「韓和甲空港」「トウガラシを干す空港」 政治的論理で建設された務安空港…鳥の生息地4カ所巡り当初から論争
12月29日に韓国南西部の務安国際空港で起きたチェジュ航空機事故は、機体の故障の以外に加え、滑走路の短さ、空港建設当初から指摘されてきたバードストライクの可能性に対する認識不足、未熟な空港運営経験などが複合的に影響を及ぼした惨事だという指摘が出ている。閑古鳥で「トウガラシを天日干しする空港」、地元大物政治家の名前を冠して「韓和甲(ハン・ファガプ)空港」とも呼ばれ、政治的に建設が推進された同空港の成り立ちとも関係しているとの見解も聞かれる。建設前には年間992万人が利用すると予測されていた務安空港の2023年の利用客はわずか24万6000人にすぎなかった。 【図解】「これまで見たことがない」「犯罪に近い」ローカライザー
2007年に開港した務安空港は韓国南西部の拠点国際空港として設計されたが、滑走路は2800メートルで他の主な国際空港より短い。地元全羅南道は来年の完成を目標に滑走路を3126メートルに拡張する工事を進めており、その工事のために同空港の滑走路は300mほどが利用できない状態で、事故当時に実際に利用できたのは2500メートルだった。 滑走路とは飛行機が安全な離着陸のために推進力を得る空間で、大型機の利用が多い国際空港の大半は滑走路の全長が3000メートルを超える。韓国の主な国際空港である仁川国際空港(3750メートル)、金浦国際空港(3600メートル)、金海国際空港、済州国際空港(いずれも3200メートル)などは務安空港より滑走路が長い。米国のジョン・F・ケネディ空港、フランスのシャルル・ド・ゴール空港、東京の成田空港など主な国際空港の滑走路は4000メートルを超えるところも多い。務安空港で重量400トン以上の航空機の運航が制限されているのも滑走路が短いためだ。 航空業界の専門家は、滑走路が長いほど、制動力を高められると指摘する。事故機は車輪が出ずに胴体着陸を試みたが、減速することができずに滑走路の端の丘状の構造物にぶつかった。韓国空港公社航空訓練センターのキム・ギュファンセンター長は「滑走路が3000メートル未満でも通常の離着陸では問題がないが、胴体着陸のような非常時には問題になり得る」と話した。

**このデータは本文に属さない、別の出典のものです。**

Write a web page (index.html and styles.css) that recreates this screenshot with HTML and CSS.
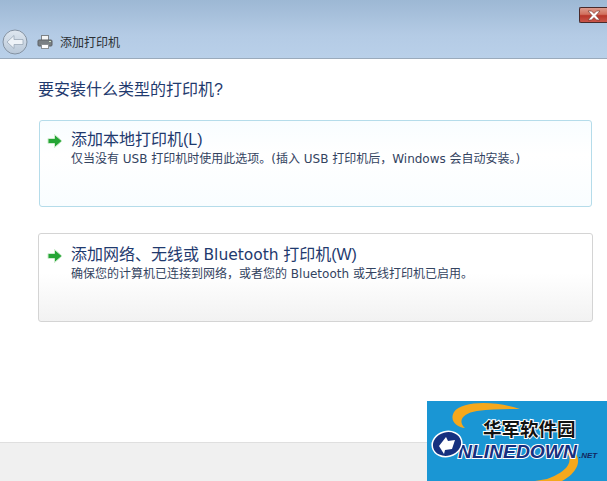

韓国航空大学飛行教育院のキム・インギュ院長は「事故の主な原因を滑走路の長さだけのせいにすることは難しいが、滑走路の長さが仁川並みであれば、こうした事故が起きなかった可能性もある」と述べた。ただ、韓国国土交通部は「滑走路の長さによって事故が発生したとは見なしにくい。事故機は1500~1600メートルの滑走路でも着陸できる」との認識を示した。 事故原因の一つの可能性として指摘される「バードストライク」に対する安易な認識も被害を大きくしたと指摘されている。専門家は今回の事故の直接的な原因である着陸装置(ランディングギア)の故障がバードストライクの結果起きた可能性を指摘する。